The walk starts and ends at Saltergate Car Park and as soon as you get out of the car you get a panoramic view of this natural phenomenon. 

After carefully crossing the road, turn right along the top of the rim/edge of the hole. Take in the expansive views.

You will then reach a gate with options to turn. Go through the gate and straight on. This takes you over Levisham Moor, amongst the heather and keeping the views over the Hole of Horcum from above. This is a wide path that runs for around 2 miles.

Then you will come to a signpost. To continue the circular walk, turn left where it is signposted ‘Hole of Horcum’.

In this next section the scenery changes and you follow rows of trees and a stream.

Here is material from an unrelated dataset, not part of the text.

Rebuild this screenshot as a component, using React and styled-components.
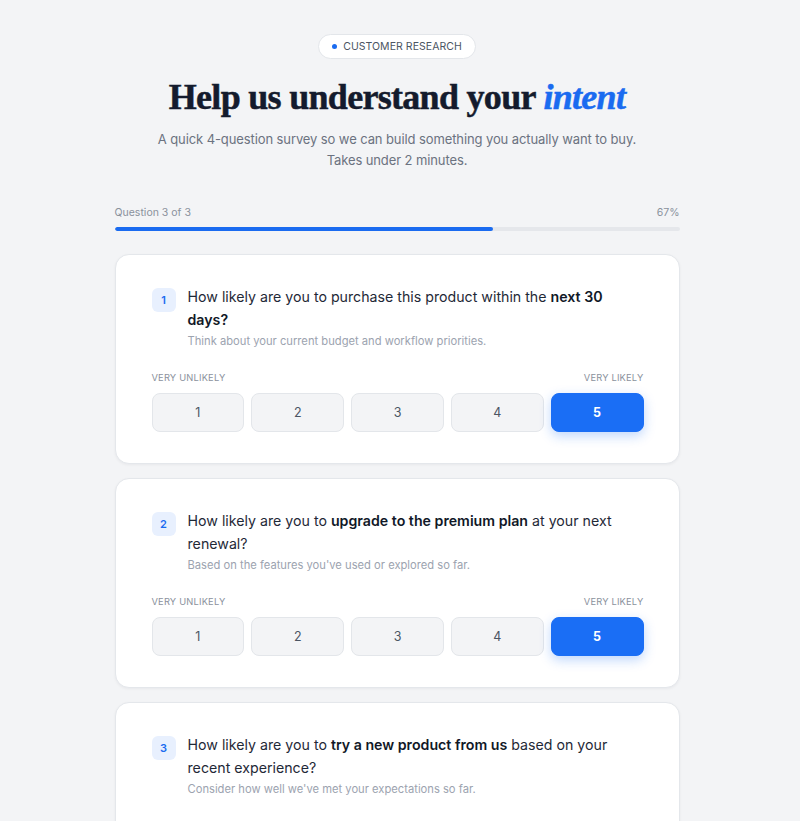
import styled, { createGlobalStyle } from "styled-components"
import { useState } from "react"

const GlobalStyle = createGlobalStyle`
  * { box-sizing: border-box; }
  body {
    margin: 0;
    background: #f3f4f6;
    font-family: Inter, "Noto Sans", sans-serif;
    color: #111827;
  }
`

const questions = [
  {
    parts: ["How likely are you to purchase this product within the ", <b key="b">next 30 days?</b>],
    hint: "Think about your current budget and workflow priorities.",
  },
  {
    parts: ["How likely are you to ", <b key="b">upgrade to the premium plan</b>, " at your next renewal?"],
    hint: "Based on the features you've used or explored so far.",
  },
  {
    parts: ["How likely are you to ", <b key="b">try a new product from us</b>, " based on your recent experience?"],
    hint: "Consider how well we've met your expectations so far.",
  },
]

export default function App() {
  const [answers, setAnswers] = useState([5, 5, null])

  const pick = (qi, v) => {
    const next = [...answers]
    next[qi] = v
    setAnswers(next)
  }

  return (
    <>
      <GlobalStyle />
      <Page>
        <Header>
          <Pill>
            <Dot />
            CUSTOMER RESEARCH
          </Pill>
          <Title>
            Help us understand your <em>intent</em>
          </Title>
          <Subtitle>
            A quick 4-question survey so we can build something you actually want to buy.
            <br />
            Takes under 2 minutes.
          </Subtitle>
        </Header>

        <Progress>
          <ProgressLabels>
            <span>Question 3 of 3</span>
            <span>67%</span>
          </ProgressLabels>
          <Track>
            <Fill style={{ width: "67%" }} />
          </Track>
        </Progress>

        <CardList>
          {questions.map((q, qi) => (
            <Card key={qi}>
              <QuestionRow>
                <Num>{qi + 1}</Num>
                <div>
                  <QuestionText>{q.parts}</QuestionText>
                  <Hint>{q.hint}</Hint>
                </div>
              </QuestionRow>
              <ScaleLabels>
                <span>Very unlikely</span>
                <span>Very likely</span>
              </ScaleLabels>
              <Scale>
                {[1, 2, 3, 4, 5].map((v) => (
                  <RateButton key={v} $active={answers[qi] === v} onClick={() => pick(qi, v)}>
                    {v}
                  </RateButton>
                ))}
              </Scale>
            </Card>
          ))}
        </CardList>
      </Page>
    </>
  )
}

const Page = styled.div`
    width: 565px;
    margin: 0 auto;
    padding: 34px 0 40px;
    position: relative;
    left: -3px;
`

const Header = styled.header`
    display: flex;
    flex-direction: column;
    align-items: center;
    text-align: center;
`

const Pill = styled.div`
    display: inline-flex;
    align-items: center;
    gap: 6px;
    height: 25px;
    padding: 0 13px;
    background: #ffffff;
    border: 1px solid #e3e6ea;
    border-radius: 999px;
    font-size: 10.5px;
    font-weight: 400;
    letter-spacing: 0.05px;
    color: #4b5563;
`

const Dot = styled.span`
    width: 5px;
    height: 5px;
    border-radius: 50%;
    background: #1a6bf0;
`

const Title = styled.h1`
    margin: 17px 0 0;
    font-family: "Liberation Serif", "DejaVu Serif", serif;
    font-size: 36px;
    line-height: 42px;
    font-weight: 700;
    letter-spacing: -0.7px;
    color: #141b2d;
    -webkit-text-stroke: 0.5px #141b2d;
    em {
        color: #1a6bf0;
        font-style: italic;
        -webkit-text-stroke: 0.5px #1a6bf0;
    }
`

const Subtitle = styled.p`
    margin: 11px 0 0;
    font-size: 13px;
    line-height: 21px;
    letter-spacing: -0.1px;
    color: #6b7280;
`

const Progress = styled.div`
    margin-top: 35px;
`

const ProgressLabels = styled.div`
    display: flex;
    justify-content: space-between;
    font-size: 10.5px;
    line-height: 14px;
    color: #8a919c;
`

const Track = styled.div`
    margin-top: 7px;
    height: 4px;
    border-radius: 2px;
    background: #e5e7eb;
    overflow: hidden;
`

const Fill = styled.div`
    height: 100%;
    background: #1a6bf0;
    border-radius: 2px;
`

const CardList = styled.div`
    margin-top: 23px;
    display: flex;
    flex-direction: column;
    gap: 14px;
`

const Card = styled.section`
    background: #ffffff;
    border: 1px solid #e4e7eb;
    border-radius: 14px;
    padding: 30px 35px 31px 36px;
    box-shadow: 0 1px 3px rgba(17, 24, 39, 0.05);
`

const QuestionRow = styled.div`
    display: flex;
    align-items: flex-start;
    gap: 12px;
`

const Num = styled.span`
    flex: none;
    width: 24px;
    height: 24px;
    margin-top: 3px;
    border-radius: 6px;
    background: #e8f0fe;
    color: #1a6bf0;
    font-size: 11px;
    font-weight: 600;
    display: flex;
    align-items: center;
    justify-content: center;
`

const QuestionText = styled.p`
    margin: 0;
    font-size: 14.2px;
    line-height: 23px;
    color: #1f2937;
    b {
        font-weight: 600;
        color: #111827;
    }
`

const Hint = styled.p`
    margin: 1px 0 0;
    font-size: 11.2px;
    line-height: 18px;
    color: #9ca3af;
`

const ScaleLabels = styled.div`
    margin-top: 21px;
    display: flex;
    justify-content: space-between;
    font-size: 9.3px;
    line-height: 14px;
    letter-spacing: 0.2px;
    text-transform: uppercase;
    color: #8a919c;
`

const Scale = styled.div`
    margin-top: 8px;
    display: grid;
    grid-template-columns: repeat(5, 1fr);
    gap: 7px;
`

const RateButton = styled.button`
    height: 39px;
    border-radius: 8px;
    font-family: inherit;
    font-size: 12.5px;
    cursor: pointer;
    border: 1px solid ${(p) => (p.$active ? "#1a6ef5" : "#e3e6ea")};
    background: ${(p) => (p.$active ? "#1a6ef5" : "#f3f4f6")};
    color: ${(p) => (p.$active ? "#ffffff" : "#4b5563")};
    font-weight: ${(p) => (p.$active ? 700 : 400)};
    box-shadow: ${(p) => (p.$active ? "0 4px 12px rgba(26, 110, 245, 0.28)" : "none")};
`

Look out for the Highland Cattle.

At the bottom of this path you come across another signpost where the river and stream meet. Again turn left following ‘Hole of Horcum’.

From now on you are walking straight up the middle of the natural wonder. Taking in the views from within. The path passes through fields and beside an old farmstead that was located within here once upon a time. Sheep and cows graze all around.

Of course, we started up at the top and you can see straight ahead the final section which is a climb back up to the top. Not too long a climb, but take rests and, as you pause, look back over the landscape. It is definitely unique and to be savoured.

At the top of the climb you end up back on the path you started on. Turn right and back to the car park where a refreshment van awaits.

I have put a route GPX on Walkshire.com to help you get around if needed.